Claims that the government has acted "regressively" in monitoring food animal production over the last five years were put forth Tuesday in a report issued by the Johns Hopkins University Center for a Livable Future.
The CLF, which released the report as a follow-up to a 2008 Pew Commission analysis of the government's oversight of animal agriculture, said "industrial" farming is continuing to cause a myriad of problems for public health, the environment, animal welfare and rural community living – all of which could be reined in with the help of the USDA and the Food and Drug Administration.
Robert S. Lawrence, director of the CLF, said the situation represented an "appalling lack of progress" that, when coupled with "lack of action or concern by the Congress, and continued intransigence of the animal agriculture industry, have made all of our problems worse."
The report specifically cites non-therapeutic use of antimicrobials in food animal production and the "broken system" that exists to handle farm waste as recommendations that have not been adopted by Congress. Also, the group recommends, based on previous findings in the Pew report, that "the most intensive and inhumane production practices" be phased out, along with aggressive enforcement of anti-trust laws to provide a level playing field for producers.
But representatives from the National Pork Producers, National Chicken Council and other animal ag organizations aren't so sure more regulations will be helpful, or that tighter government policies on antimicrobial use, for example, are the right way to go.
The groups on Tuesday explained their side of the story in a press call as well as their own report, which they said highlights advancements the animal ag industry has undergone in the last five years to improve productivity while protecting the environment and animal health.
"Just as it was five years ago, the charges against animal agriculture made in the CLF report bear little resemblance to the truth," Randy Spronk, NPPC president noted in response to the report.
"The report is wrong in every aspect, and the CLF ignored the extensive steps animal agriculture has taken over the last decade or more to address various industry challenges."

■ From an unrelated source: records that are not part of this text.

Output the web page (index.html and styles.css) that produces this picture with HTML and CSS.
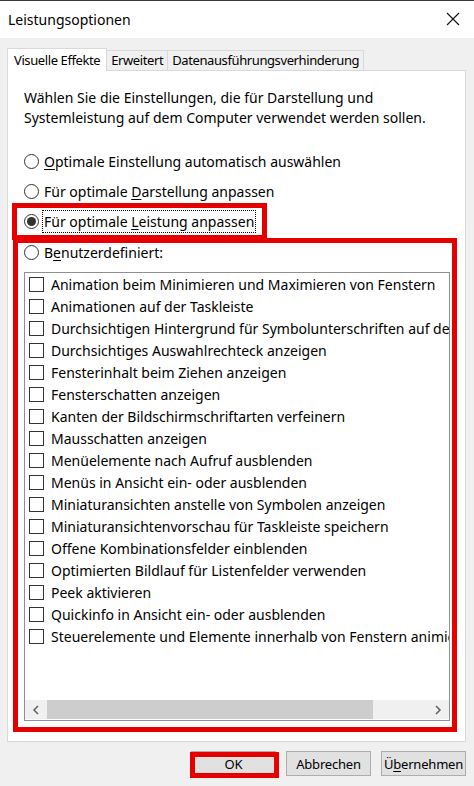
FILE: index.html
```html
<!DOCTYPE html>
<html lang="de">
<head>
    <meta charset="UTF-8">
    <meta name="viewport" content="width=device-width, initial-scale=1.0">
    <title>Leistungsoptionen</title>
    <link rel="stylesheet" href="styles.css">
</head>
<body>
    <div class="titlebar">
        <span class="title">Leistungsoptionen</span>
        <svg class="close" width="14" height="14" viewBox="0 0 14 14"><path d="M1 1 L13 13 M13 1 L1 13" stroke="#111" stroke-width="1.1" fill="none"/></svg>
    </div>
    <div class="dialog">
        <div class="tabs">
            <div class="tab active">Visuelle Effekte</div>
            <div class="tab">Erweitert</div>
            <div class="tab">Datenausführungsverhinderung</div>
        </div>
        <div class="panel">
            <p class="intro">Wählen Sie die Einstellungen, die für Darstellung und<br>Systemleistung auf dem Computer verwendet werden sollen.</p>
            <div class="radios">
                <div class="radio-row"><span class="radio"></span><span><u>O</u>ptimale Einstellung automatisch auswählen</span></div>
                <div class="radio-row"><span class="radio"></span><span>Für optimale <u>D</u>arstellung anpassen</span></div>
                <div class="radio-row"><span class="radio checked"></span><span class="focus">Für optimale <u>L</u>eistung anpassen</span></div>
                <div class="radio-row"><span class="radio"></span><span>B<u>e</u>nutzerdefiniert:</span></div>
            </div>
            <div class="listbox">
                <div class="items">
                    <div class="item"><span class="check"></span>Animation beim Minimieren und Maximieren von Fenstern</div>
                    <div class="item"><span class="check"></span>Animationen auf der Taskleiste</div>
                    <div class="item"><span class="check"></span>Durchsichtigen Hintergrund für Symbolunterschriften auf dem Desktop</div>
                    <div class="item"><span class="check"></span>Durchsichtiges Auswahlrechteck anzeigen</div>
                    <div class="item"><span class="check"></span>Fensterinhalt beim Ziehen anzeigen</div>
                    <div class="item"><span class="check"></span>Fensterschatten anzeigen</div>
                    <div class="item"><span class="check"></span>Kanten der Bildschirmschriftarten verfeinern</div>
                    <div class="item"><span class="check"></span>Mausschatten anzeigen</div>
                    <div class="item"><span class="check"></span>Menüelemente nach Aufruf ausblenden</div>
                    <div class="item"><span class="check"></span>Menüs in Ansicht ein- oder ausblenden</div>
                    <div class="item"><span class="check"></span>Miniaturansichten anstelle von Symbolen anzeigen</div>
                    <div class="item"><span class="check"></span>Miniaturansichtenvorschau für Taskleiste speichern</div>
                    <div class="item"><span class="check"></span>Offene Kombinationsfelder einblenden</div>
                    <div class="item"><span class="check"></span>Optimierten Bildlauf für Listenfelder verwenden</div>
                    <div class="item"><span class="check"></span>Peek aktivieren</div>
                    <div class="item"><span class="check"></span>Quickinfo in Ansicht ein- oder ausblenden</div>
                    <div class="item"><span class="check"></span>Steuerelemente und Elemente innerhalb von Fenstern animieren</div>
                </div>
                <div class="hscroll">
                    <div class="arrow"><svg width="8" height="10" viewBox="0 0 8 10"><path d="M6 1 L2 5 L6 9" stroke="#606060" stroke-width="1.5" fill="none"/></svg></div>
                    <div class="thumb"></div>
                    <div class="track"></div>
                    <div class="arrow"><svg width="8" height="10" viewBox="0 0 8 10"><path d="M2 1 L6 5 L2 9" stroke="#606060" stroke-width="1.5" fill="none"/></svg></div>
                </div>
            </div>
        </div>
        <div class="buttons">
            <button class="btn">OK</button>
            <button class="btn">Abbrechen</button>
            <button class="btn">Ü<u>b</u>ernehmen</button>
        </div>
    </div>

    <div class="mark mark-radio"></div>
    <div class="mark mark-list"></div>
    <div class="mark mark-ok"></div>
</body>
</html>
```

FILE: styles.css
```css
body { margin: 0; background: #f0f0f0; font-family: "Noto Sans", "Open Sans", sans-serif; font-size: 14px; color: #000; position: relative; height: 786px; overflow: hidden; }
u { text-decoration: underline; text-underline-offset: 2px; }

.titlebar { height: 37px; background: #fff; border-top: 1px solid #3a3a3a; display: flex; align-items: center; justify-content: space-between; padding: 0 14px 0 8px; }
.title { font-size: 14px; }
.close { display: block; margin-top: -1px; }

.dialog { padding: 9px 8px 0 7px; }
.tabs { display: flex; align-items: flex-end; height: 23px; position: relative; z-index: 1; font-size: 13px; letter-spacing: -0.4px; }
.tab { height: 20px; line-height: 19px; box-sizing: border-box; border: 1px solid #d9d9d9; border-bottom: none; padding: 0 4px; background: #f0f0f0; margin-left: -1px; }
.tab.active { height: 23px; line-height: 22px; background: #fff; margin-left: 0; padding: 0 6px 0 6px; margin-bottom: -1px; }

.panel { background: #fff; border: 1px solid #d9d9d9; height: 672px; box-sizing: border-box; padding: 17px 15px 0 16px; }
.intro { margin: 0; line-height: 20px; white-space: nowrap; }
.radios { margin-top: 18px; }
.radio-row { height: 30px; display: flex; align-items: center; gap: 5px; }
.radio-row:nth-child(n+3) { height: 31px; }
.radio { width: 15px; height: 15px; box-sizing: border-box; border: 1px solid #333; border-radius: 50%; display: flex; align-items: center; justify-content: center; }
.radio.checked::after { content: ""; width: 9px; height: 9px; border-radius: 50%; background: #333; }
.focus { outline: 1px dotted #000; outline-offset: 1px; }

.listbox { margin-top: 4px; width: 426px; height: 449px; box-sizing: border-box; border: 1px solid #8f8f8f; display: flex; flex-direction: column; }
.items { flex: 1; overflow: hidden; }
.item { height: 22px; display: flex; align-items: center; white-space: nowrap; padding-left: 4px; }
.check { flex: none; width: 15px; height: 15px; box-sizing: border-box; border: 1px solid #333; margin-right: 7px; }

.hscroll { height: 19px; display: flex; background: #f0f0f0; margin-bottom: 1px; }
.arrow { width: 22px; display: flex; align-items: center; justify-content: center; }
.thumb { width: 326px; background: #cdcdcd; }
.track { flex: 1; }

.buttons { display: flex; justify-content: flex-end; gap: 10px; margin-top: 9px; }
.btn { width: 85px; height: 25px; background: #e1e1e1; border: 1px solid #adadad; font-family: inherit; font-size: 13px; letter-spacing: -0.2px; color: #000; padding: 0; }

.mark { position: absolute; border: 5px solid #e60000; box-sizing: border-box; }
.mark-radio { left: 12px; top: 203px; width: 255px; height: 37px; }
.mark-list { left: 13px; top: 238px; width: 444px; height: 494px; }
.mark-ok { left: 190px; top: 752px; width: 89px; height: 26px; }
```
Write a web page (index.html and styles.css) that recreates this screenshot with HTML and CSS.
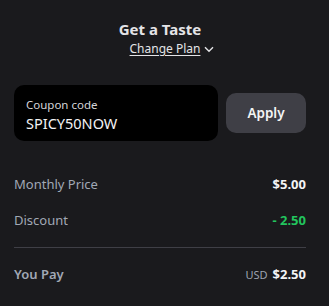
FILE: index.html
```html
<!DOCTYPE html>
<html>
<head>
<meta charset="utf-8">
<link rel="stylesheet" href="styles.css">
</head>
<body>
<div class="panel">
  <header class="head">
    <h1 class="title">Get a Taste</h1>
    <a class="change"><span class="change-text">Change Plan</span><svg class="chev" width="10" height="7" viewBox="0 0 10 7"><path d="M1 1.2 L5 5.2 L9 1.2" fill="none" stroke="#e4e4e7" stroke-width="1.4"/></svg></a>
  </header>
  <div class="coupon">
    <div class="field">
      <div class="label">Coupon code</div>
      <div class="value">SPICY50NOW</div>
    </div>
    <button class="apply">Apply</button>
  </div>
  <div class="rows">
    <div class="row"><span class="k">Monthly Price</span><span class="v">$5.00</span></div>
    <div class="row"><span class="k">Discount</span><span class="v green">- 2.50</span></div>
  </div>
  <div class="total">
    <span class="k strong">You Pay</span>
    <span class="amt"><span class="cur">USD</span><span class="v">$2.50</span></span>
  </div>
</div>
</body>
</html>
```
FILE: styles.css
```css
html, body {
  margin: 0;
  background: #1a1a1d;
}
body {
  font-family: "Noto Sans", "Open Sans", sans-serif;
  color: #e4e4e7;
}
.panel {
  padding: 18px 23px 0 14px;
}
.head {
  display: flex;
  flex-direction: column;
  align-items: center;
}
.title {
  margin: 0;
  font-size: 15px;
  font-weight: 700;
  line-height: 22px;
  color: #e4e4e7;
}
.change {
  margin-left: 24px;
  font-size: 12px;
  line-height: 18px;
  color: #e4e4e7;
  display: flex;
  align-items: center;
  gap: 4px;
}
.change-text {
  text-decoration: underline;
  text-underline-offset: 2px;
}
.chev {
  display: block;
  margin-top: 1px;
}
.coupon {
  margin-top: 27px;
  display: flex;
  align-items: center;
  gap: 8px;
}
.field {
  width: 204px;
  height: 56px;
  box-sizing: border-box;
  background: #000;
  border-radius: 10px;
  padding: 11px 12px 0;
}
.label {
  font-size: 11.5px;
  line-height: 17px;
  color: #d4d4d8;
}
.value {
  font-size: 14.5px;
  line-height: 20px;
  color: #f4f4f5;
}
.apply {
  width: 80px;
  height: 40px;
  border: 0;
  border-radius: 10px;
  background: #3f3f46;
  color: #f4f4f5;
  font-family: inherit;
  font-size: 13.5px;
  font-weight: 600;
}
.rows {
  margin-top: 34px;
  display: flex;
  flex-direction: column;
  gap: 17px;
  padding-bottom: 17px;
  border-bottom: 1px solid #3f3f46;
}
.row, .total {
  display: flex;
  justify-content: space-between;
  align-items: center;
  line-height: 19px;
}
.k {
  font-size: 13px;
  color: #a1a8b5;
}
.strong {
  font-weight: 600;
}
.v {
  font-size: 13px;
  font-weight: 700;
  color: #f4f4f5;
}
.green {
  color: #22c55e;
}
.total {
  margin-top: 17px;
}
.amt {
  display: flex;
  align-items: baseline;
  gap: 5px;
}
.cur {
  font-size: 11px;
  color: #9ca3af;
}
```
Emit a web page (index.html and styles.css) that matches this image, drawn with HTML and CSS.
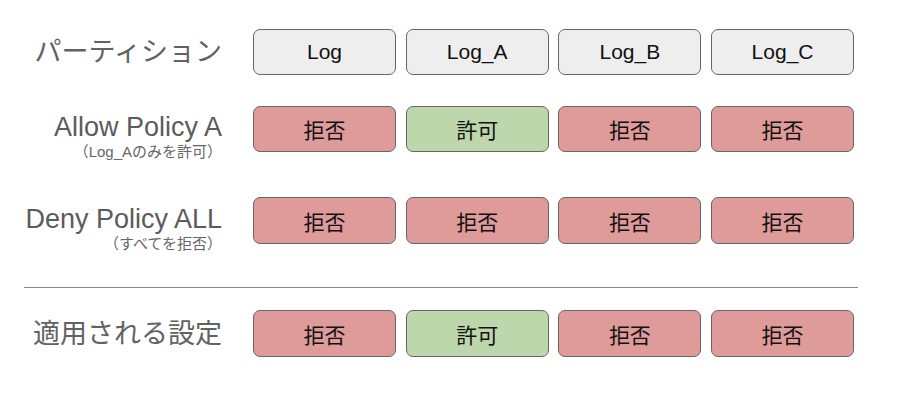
FILE: index.html
```html
<!DOCTYPE html>
<html lang="ja">
<head>
<meta charset="utf-8">
<link rel="stylesheet" href="styles.css">
</head>
<body>
<div class="page">
  <div class="row row-a">
    <div class="label"><span class="main jp">パーティション</span></div>
    <div class="cells">
      <div class="cell gray">Log</div>
      <div class="cell gray">Log_A</div>
      <div class="cell gray">Log_B</div>
      <div class="cell gray">Log_C</div>
    </div>
  </div>
  <div class="row row-b">
    <div class="label"><span class="main">Allow Policy A</span><span class="sub">（Log_Aのみを許可）</span></div>
    <div class="cells">
      <div class="cell red">拒否</div>
      <div class="cell green">許可</div>
      <div class="cell red">拒否</div>
      <div class="cell red">拒否</div>
    </div>
  </div>
  <div class="row row-c">
    <div class="label"><span class="main">Deny Policy ALL</span><span class="sub">（すべてを拒否）</span></div>
    <div class="cells">
      <div class="cell red">拒否</div>
      <div class="cell red">拒否</div>
      <div class="cell red">拒否</div>
      <div class="cell red">拒否</div>
    </div>
  </div>
  <div class="divider"></div>
  <div class="row row-d">
    <div class="label"><span class="main jp">適用される設定</span></div>
    <div class="cells">
      <div class="cell red">拒否</div>
      <div class="cell green">許可</div>
      <div class="cell red">拒否</div>
      <div class="cell red">拒否</div>
    </div>
  </div>
</div>
</body>
</html>
```

FILE: styles.css
```css
html, body {
  margin: 0;
  padding: 0;
  background: #ffffff;
}

.page {
  width: 900px;
  height: 397px;
  padding-top: 29px;
  box-sizing: border-box;
  font-family: "Liberation Sans", Arial, "Noto Sans CJK JP", sans-serif;
}

.row {
  display: flex;
  align-items: stretch;
  height: 46px;
}

.row-b { margin-top: 31px; }
.row-c { margin-top: 45px; height: 47px; }
.row-d { margin-top: 22px; height: 47px; }

.label {
  width: 222px;
  margin-right: 31px;
  display: flex;
  flex-direction: column;
  justify-content: center;
  align-items: flex-end;
  color: #5b5b5b;
}

.main {
  display: block;
  font-size: 27px;
  line-height: 30px;
  white-space: nowrap;
}

.main.jp {
  color: #626262;
}

.sub {
  display: block;
  font-size: 15px;
  line-height: 20px;
  margin-top: 0;
  margin-bottom: -16px;
  color: #666666;
  white-space: nowrap;
}

.cells {
  display: flex;
  gap: 9.7px;
}

.cell {
  width: 143px;
  box-sizing: border-box;
  border: 1px solid #666666;
  border-radius: 7px;
  display: flex;
  align-items: center;
  justify-content: center;
  font-size: 21px;
  color: #111111;
}

.gray { background: #eeeeee; }
.red { background: #df9b99; }
.green { background: #bdd6ac; }

.divider {
  margin: 43px 42px 0 24px;
  height: 1px;
  background: #8a8a8a;
}
```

Those steps, Spronk contends, include advancements in protecting animals from disease and ensuring good stewardship of the air, land and water. A report from the Animal Agriculture Allliance, released Monday, backs up Spronk's viewpoint, detailing specific benchmarks livestock groups in each specie have met over the past several years.
The report also explains industry accomplishments in five areas: animal care, responsible antibiotics use, food safety, environmental sustainability and industry research initiatives.